Raw data:
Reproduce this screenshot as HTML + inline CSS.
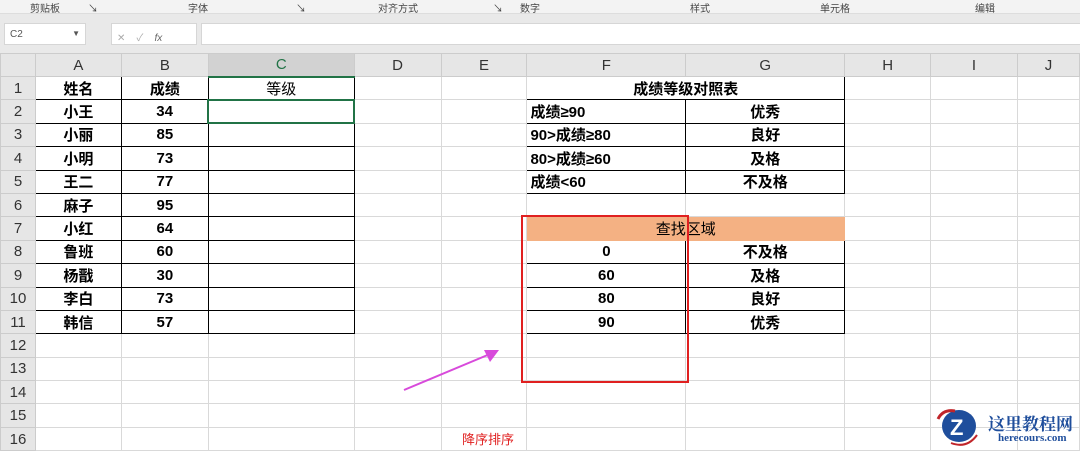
<!DOCTYPE html>
<html><head><meta charset="utf-8"><style>
*{margin:0;padding:0;box-sizing:border-box}
body{width:1080px;height:450px;overflow:hidden;background:#fff;font-family:"Liberation Sans","Noto Sans CJK SC",sans-serif;position:relative}
.rib{position:absolute;left:0;top:0;width:1080px;height:14px;background:#f3f3f3;border-bottom:1px solid #ddd;font-size:10px;color:#444}
.rib span{position:absolute;top:0}
.fb{position:absolute;left:0;top:14px;width:1080px;height:39px;background:#e9e9e9}
.box{position:absolute;background:#fff;border:1px solid #d6d6d6;font-size:10px;color:#555;padding:5px}
table{position:absolute;left:0;top:53px;border-collapse:collapse;table-layout:fixed}
td{border:1px solid #d9d9d9;height:23.4px;text-align:center;font-size:15px;color:#000;padding:0;white-space:nowrap;overflow:hidden}
tr.h td{background:#e6e6e6;color:#333;height:23px;font-size:15px;border-color:#ccc}
td.rh{background:#e6e6e6;color:#333;border-color:#ccc}
.b{font-weight:bold}
.k{border:1px solid #000}
.l{text-align:left;padding-left:3px}
</style></head><body>
<div class="rib"><span style="left:30px">剪贴板</span><span style="left:88px">↘</span><span style="left:188px">字体</span><span style="left:296px">↘</span><span style="left:378px">对齐方式</span><span style="left:493px">↘</span><span style="left:520px">数字</span><span style="left:690px">样式</span><span style="left:820px">单元格</span><span style="left:975px">编辑</span></div>
<div class="fb">
<div class="box" style="left:4px;top:9px;width:82px;height:22px">C2<span style="float:right;font-size:8px">▼</span></div>
<div class="box" style="left:111px;top:9px;width:86px;height:22px;color:#aaa">✕&nbsp;&nbsp;&nbsp;&nbsp;✓&nbsp;&nbsp;&nbsp;&nbsp;<i style="color:#666">fx</i></div>
<div class="box" style="left:201px;top:9px;width:880px;height:22px"></div>
</div>
<table>
<colgroup><col style="width:35px"><col style="width:86px"><col style="width:87px"><col style="width:146px"><col style="width:87px"><col style="width:86px"><col style="width:159px"><col style="width:159px"><col style="width:86px"><col style="width:87px"><col style="width:62px"></colgroup>
<tr class="h"><td></td><td>A</td><td>B</td><td style="background:#d2d2d2;color:#217346;border-bottom:2px solid #217346">C</td><td>D</td><td>E</td><td>F</td><td>G</td><td>H</td><td>I</td><td>J</td></tr>
<tr><td class="rh">1</td><td class="k b">姓名</td><td class="k b">成绩</td><td class="k">等级</td><td></td><td></td><td class="k b" colspan="2">成绩等级对照表</td><td></td><td></td><td></td></tr>
<tr><td class="rh">2</td><td class="k b">小王</td><td class="k b">34</td><td style="border:2px solid #217346"></td><td></td><td></td><td class="k b l">成绩≥90</td><td class="k b">优秀</td><td></td><td></td><td></td></tr>
<tr><td class="rh">3</td><td class="k b">小丽</td><td class="k b">85</td><td class="k"></td><td></td><td></td><td class="k b l">90&gt;成绩≥80</td><td class="k b">良好</td><td></td><td></td><td></td></tr>
<tr><td class="rh">4</td><td class="k b">小明</td><td class="k b">73</td><td class="k"></td><td></td><td></td><td class="k b l">80&gt;成绩≥60</td><td class="k b">及格</td><td></td><td></td><td></td></tr>
<tr><td class="rh">5</td><td class="k b">王二</td><td class="k b">77</td><td class="k"></td><td></td><td></td><td class="k b l">成绩&lt;60</td><td class="k b">不及格</td><td></td><td></td><td></td></tr>
<tr><td class="rh">6</td><td class="k b">麻子</td><td class="k b">95</td><td class="k"></td><td></td><td></td><td></td><td></td><td></td><td></td><td></td></tr>
<tr><td class="rh">7</td><td class="k b">小红</td><td class="k b">64</td><td class="k"></td><td></td><td></td><td colspan="2" style="background:#f4b183;border-color:#f4b183">查找区域</td><td></td><td></td><td></td></tr>
<tr><td class="rh">8</td><td class="k b">鲁班</td><td class="k b">60</td><td class="k"></td><td></td><td></td><td class="k b">0</td><td class="k b">不及格</td><td></td><td></td><td></td></tr>
<tr><td class="rh">9</td><td class="k b">杨戬</td><td class="k b">30</td><td class="k"></td><td></td><td></td><td class="k b">60</td><td class="k b">及格</td><td></td><td></td><td></td></tr>
<tr><td class="rh">10</td><td class="k b">李白</td><td class="k b">73</td><td class="k"></td><td></td><td></td><td class="k b">80</td><td class="k b">良好</td><td></td><td></td><td></td></tr>
<tr><td class="rh">11</td><td class="k b">韩信</td><td class="k b">57</td><td class="k"></td><td></td><td></td><td class="k b">90</td><td class="k b">优秀</td><td></td><td></td><td></td></tr>
<tr><td class="rh">12</td><td></td><td></td><td></td><td></td><td></td><td></td><td></td><td></td><td></td><td></td></tr>
<tr><td class="rh">13</td><td></td><td></td><td></td><td></td><td></td><td></td><td></td><td></td><td></td><td></td></tr>
<tr><td class="rh">14</td><td></td><td></td><td></td><td></td><td></td><td></td><td></td><td></td><td></td><td></td></tr>
<tr><td class="rh">15</td><td></td><td></td><td></td><td></td><td></td><td></td><td></td><td></td><td></td><td></td></tr>
<tr><td class="rh">16</td><td></td><td></td><td></td><td></td><td></td><td></td><td></td><td></td><td></td><td></td></tr>
</table>
<div style="position:absolute;left:521px;top:215px;width:168px;height:168px;border:2px solid #e02020"></div>
<svg style="position:absolute;left:0;top:0" width="1080" height="450"><line x1="404" y1="390" x2="490" y2="354" stroke="#d84adb" stroke-width="2"/><polygon points="499,350 484,350 490,362" fill="#d84adb"/></svg>
<div style="position:absolute;left:462px;top:429px;font-size:13px;color:#e02020">降序排序</div>
<div style="position:absolute;left:933px;top:405px;width:50px;height:42px">
<svg width="50" height="42"><ellipse cx="26" cy="21" rx="17" ry="16" fill="#1f4e9c"/><path d="M5 14 Q10 4 22 6" stroke="#c0252a" stroke-width="3" fill="none"/><path d="M18 38 Q34 44 44 30" stroke="#c0252a" stroke-width="2" fill="none"/><text x="17" y="30" font-size="22" font-weight="bold" fill="#fff" font-family="Liberation Sans">Z</text></svg></div>
<div style="position:absolute;left:988px;top:410px;font-size:17px;font-weight:bold;color:#1f4e9c;font-family:'Liberation Serif','Noto Serif CJK SC',serif">这里教程网</div>
<div style="position:absolute;left:998px;top:432px;font-size:11px;font-weight:bold;color:#1f4e9c;font-family:'Liberation Serif',serif">herecours.com</div>
</body></html>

Do this: Omit any images, then output the listing exactly.

The reply:
Reproduce this screenshot as HTML + inline CSS.
<!DOCTYPE html>
<html><head><meta charset="utf-8"><style>
*{margin:0;padding:0;box-sizing:border-box}
body{width:1080px;height:450px;overflow:hidden;background:#fff;font-family:"Liberation Sans","Noto Sans CJK SC",sans-serif;position:relative}
.rib{position:absolute;left:0;top:0;width:1080px;height:14px;background:#f3f3f3;border-bottom:1px solid #ddd;font-size:10px;color:#444}
.rib span{position:absolute;top:0}
.fb{position:absolute;left:0;top:14px;width:1080px;height:39px;background:#e9e9e9}
.box{position:absolute;background:#fff;border:1px solid #d6d6d6;font-size:10px;color:#555;padding:5px}
table{position:absolute;left:0;top:53px;border-collapse:collapse;table-layout:fixed}
td{border:1px solid #d9d9d9;height:23.4px;text-align:center;font-size:15px;color:#000;padding:0;white-space:nowrap;overflow:hidden}
tr.h td{background:#e6e6e6;color:#333;height:23px;font-size:15px;border-color:#ccc}
td.rh{background:#e6e6e6;color:#333;border-color:#ccc}
.b{font-weight:bold}
.k{border:1px solid #000}
.l{text-align:left;padding-left:3px}
</style></head><body>
<div class="rib"><span style="left:30px">剪贴板</span><span style="left:88px">↘</span><span style="left:188px">字体</span><span style="left:296px">↘</span><span style="left:378px">对齐方式</span><span style="left:493px">↘</span><span style="left:520px">数字</span><span style="left:690px">样式</span><span style="left:820px">单元格</span><span style="left:975px">编辑</span></div>
<div class="fb">
<div class="box" style="left:4px;top:9px;width:82px;height:22px">C2<span style="float:right;font-size:8px">▼</span></div>
<div class="box" style="left:111px;top:9px;width:86px;height:22px;color:#aaa">✕&nbsp;&nbsp;&nbsp;&nbsp;✓&nbsp;&nbsp;&nbsp;&nbsp;<i style="color:#666">fx</i></div>
<div class="box" style="left:201px;top:9px;width:880px;height:22px"></div>
</div>
<table>
<colgroup><col style="width:35px"><col style="width:86px"><col style="width:87px"><col style="width:146px"><col style="width:87px"><col style="width:86px"><col style="width:159px"><col style="width:159px"><col style="width:86px"><col style="width:87px"><col style="width:62px"></colgroup>
<tr class="h"><td></td><td>A</td><td>B</td><td style="background:#d2d2d2;color:#217346;border-bottom:2px solid #217346">C</td><td>D</td><td>E</td><td>F</td><td>G</td><td>H</td><td>I</td><td>J</td></tr>
<tr><td class="rh">1</td><td class="k b">姓名</td><td class="k b">成绩</td><td class="k">等级</td><td></td><td></td><td class="k b" colspan="2">成绩等级对照表</td><td></td><td></td><td></td></tr>
<tr><td class="rh">2</td><td class="k b">小王</td><td class="k b">34</td><td style="border:2px solid #217346"></td><td></td><td></td><td class="k b l">成绩≥90</td><td class="k b">优秀</td><td></td><td></td><td></td></tr>
<tr><td class="rh">3</td><td class="k b">小丽</td><td class="k b">85</td><td class="k"></td><td></td><td></td><td class="k b l">90&gt;成绩≥80</td><td class="k b">良好</td><td></td><td></td><td></td></tr>
<tr><td class="rh">4</td><td class="k b">小明</td><td class="k b">73</td><td class="k"></td><td></td><td></td><td class="k b l">80&gt;成绩≥60</td><td class="k b">及格</td><td></td><td></td><td></td></tr>
<tr><td class="rh">5</td><td class="k b">王二</td><td class="k b">77</td><td class="k"></td><td></td><td></td><td class="k b l">成绩&lt;60</td><td class="k b">不及格</td><td></td><td></td><td></td></tr>
<tr><td class="rh">6</td><td class="k b">麻子</td><td class="k b">95</td><td class="k"></td><td></td><td></td><td></td><td></td><td></td><td></td><td></td></tr>
<tr><td class="rh">7</td><td class="k b">小红</td><td class="k b">64</td><td class="k"></td><td></td><td></td><td colspan="2" style="background:#f4b183;border-color:#f4b183">查找区域</td><td></td><td></td><td></td></tr>
<tr><td class="rh">8</td><td class="k b">鲁班</td><td class="k b">60</td><td class="k"></td><td></td><td></td><td class="k b">0</td><td class="k b">不及格</td><td></td><td></td><td></td></tr>
<tr><td class="rh">9</td><td class="k b">杨戬</td><td class="k b">30</td><td class="k"></td><td></td><td></td><td class="k b">60</td><td class="k b">及格</td><td></td><td></td><td></td></tr>
<tr><td class="rh">10</td><td class="k b">李白</td><td class="k b">73</td><td class="k"></td><td></td><td></td><td class="k b">80</td><td class="k b">良好</td><td></td><td></td><td></td></tr>
<tr><td class="rh">11</td><td class="k b">韩信</td><td class="k b">57</td><td class="k"></td><td></td><td></td><td class="k b">90</td><td class="k b">优秀</td><td></td><td></td><td></td></tr>
<tr><td class="rh">12</td><td></td><td></td><td></td><td></td><td></td><td></td><td></td><td></td><td></td><td></td></tr>
<tr><td class="rh">13</td><td></td><td></td><td></td><td></td><td></td><td></td><td></td><td></td><td></td><td></td></tr>
<tr><td class="rh">14</td><td></td><td></td><td></td><td></td><td></td><td></td><td></td><td></td><td></td><td></td></tr>
<tr><td class="rh">15</td><td></td><td></td><td></td><td></td><td></td><td></td><td></td><td></td><td></td><td></td></tr>
<tr><td class="rh">16</td><td></td><td></td><td></td><td></td><td></td><td></td><td></td><td></td><td></td><td></td></tr>
</table>
<div style="position:absolute;left:521px;top:215px;width:168px;height:168px;border:2px solid #e02020"></div>
<svg style="position:absolute;left:0;top:0" width="1080" height="450"><line x1="404" y1="390" x2="490" y2="354" stroke="#d84adb" stroke-width="2"/><polygon points="499,350 484,350 490,362" fill="#d84adb"/></svg>
<div style="position:absolute;left:462px;top:429px;font-size:13px;color:#e02020">降序排序</div>
<div style="position:absolute;left:933px;top:405px;width:50px;height:42px">
<svg width="50" height="42"><ellipse cx="26" cy="21" rx="17" ry="16" fill="#1f4e9c"/><path d="M5 14 Q10 4 22 6" stroke="#c0252a" stroke-width="3" fill="none"/><path d="M18 38 Q34 44 44 30" stroke="#c0252a" stroke-width="2" fill="none"/><text x="17" y="30" font-size="22" font-weight="bold" fill="#fff" font-family="Liberation Sans">Z</text></svg></div>
<div style="position:absolute;left:988px;top:410px;font-size:17px;font-weight:bold;color:#1f4e9c;font-family:'Liberation Serif','Noto Serif CJK SC',serif">这里教程网</div>
<div style="position:absolute;left:998px;top:432px;font-size:11px;font-weight:bold;color:#1f4e9c;font-family:'Liberation Serif',serif">herecours.com</div>
</body></html>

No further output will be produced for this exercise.